** BEGIN **

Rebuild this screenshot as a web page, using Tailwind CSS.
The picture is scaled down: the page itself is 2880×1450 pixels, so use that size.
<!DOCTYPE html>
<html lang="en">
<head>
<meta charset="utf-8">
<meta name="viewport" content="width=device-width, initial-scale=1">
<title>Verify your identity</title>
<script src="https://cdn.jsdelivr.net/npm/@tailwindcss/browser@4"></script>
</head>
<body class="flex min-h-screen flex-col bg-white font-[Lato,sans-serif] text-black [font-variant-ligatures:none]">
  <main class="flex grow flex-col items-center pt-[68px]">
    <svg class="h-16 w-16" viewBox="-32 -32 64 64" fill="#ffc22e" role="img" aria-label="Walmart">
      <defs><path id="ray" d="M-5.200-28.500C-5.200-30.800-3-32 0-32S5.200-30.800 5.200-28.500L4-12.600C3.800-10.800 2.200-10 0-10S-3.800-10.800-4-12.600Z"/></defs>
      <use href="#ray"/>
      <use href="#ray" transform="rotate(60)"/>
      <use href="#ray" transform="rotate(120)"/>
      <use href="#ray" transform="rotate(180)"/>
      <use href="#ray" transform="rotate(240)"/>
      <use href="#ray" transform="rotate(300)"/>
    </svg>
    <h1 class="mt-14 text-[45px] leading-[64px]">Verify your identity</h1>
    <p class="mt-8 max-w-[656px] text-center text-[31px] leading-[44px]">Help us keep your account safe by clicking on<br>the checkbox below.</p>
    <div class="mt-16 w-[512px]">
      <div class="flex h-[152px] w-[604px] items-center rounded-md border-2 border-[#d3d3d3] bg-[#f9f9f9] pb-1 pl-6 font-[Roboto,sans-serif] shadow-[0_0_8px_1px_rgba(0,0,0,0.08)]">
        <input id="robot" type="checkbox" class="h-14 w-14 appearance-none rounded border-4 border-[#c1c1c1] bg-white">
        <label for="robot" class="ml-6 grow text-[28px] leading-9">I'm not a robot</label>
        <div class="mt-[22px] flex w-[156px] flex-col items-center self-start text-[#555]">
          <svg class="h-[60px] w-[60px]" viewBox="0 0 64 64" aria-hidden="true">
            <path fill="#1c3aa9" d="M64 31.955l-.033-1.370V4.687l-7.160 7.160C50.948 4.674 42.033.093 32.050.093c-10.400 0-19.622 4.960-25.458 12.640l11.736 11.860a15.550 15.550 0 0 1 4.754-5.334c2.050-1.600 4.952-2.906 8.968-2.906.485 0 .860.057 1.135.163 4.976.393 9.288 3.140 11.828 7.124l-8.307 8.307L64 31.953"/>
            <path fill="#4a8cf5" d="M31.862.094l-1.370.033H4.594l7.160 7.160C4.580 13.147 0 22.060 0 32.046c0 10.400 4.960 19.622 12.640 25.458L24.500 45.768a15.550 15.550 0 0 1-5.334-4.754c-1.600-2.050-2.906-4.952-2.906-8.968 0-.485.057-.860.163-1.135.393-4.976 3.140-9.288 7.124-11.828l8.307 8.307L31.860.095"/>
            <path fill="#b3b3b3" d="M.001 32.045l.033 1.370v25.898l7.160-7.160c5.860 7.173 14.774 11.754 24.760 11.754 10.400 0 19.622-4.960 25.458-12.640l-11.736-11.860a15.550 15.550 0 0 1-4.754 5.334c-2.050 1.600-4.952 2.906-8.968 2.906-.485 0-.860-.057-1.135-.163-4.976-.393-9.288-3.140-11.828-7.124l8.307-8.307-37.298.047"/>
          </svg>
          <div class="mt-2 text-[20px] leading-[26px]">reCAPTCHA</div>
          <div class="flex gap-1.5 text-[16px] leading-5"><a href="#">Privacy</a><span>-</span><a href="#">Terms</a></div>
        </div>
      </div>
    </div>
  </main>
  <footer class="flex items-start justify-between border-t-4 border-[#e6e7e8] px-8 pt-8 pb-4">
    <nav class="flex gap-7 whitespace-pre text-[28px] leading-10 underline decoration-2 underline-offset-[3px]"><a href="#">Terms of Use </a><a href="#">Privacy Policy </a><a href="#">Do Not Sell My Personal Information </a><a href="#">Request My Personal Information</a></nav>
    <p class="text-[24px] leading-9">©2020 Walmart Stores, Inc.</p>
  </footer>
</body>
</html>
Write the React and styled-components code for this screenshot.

** END **

### EXERCISE DETAILS
Extract each line holding the word "page" from the records.

### THE REPLY
Rebuild this screenshot as a web page, using Tailwind CSS.
The picture is scaled down: the page itself is 2880×1450 pixels, so use that size.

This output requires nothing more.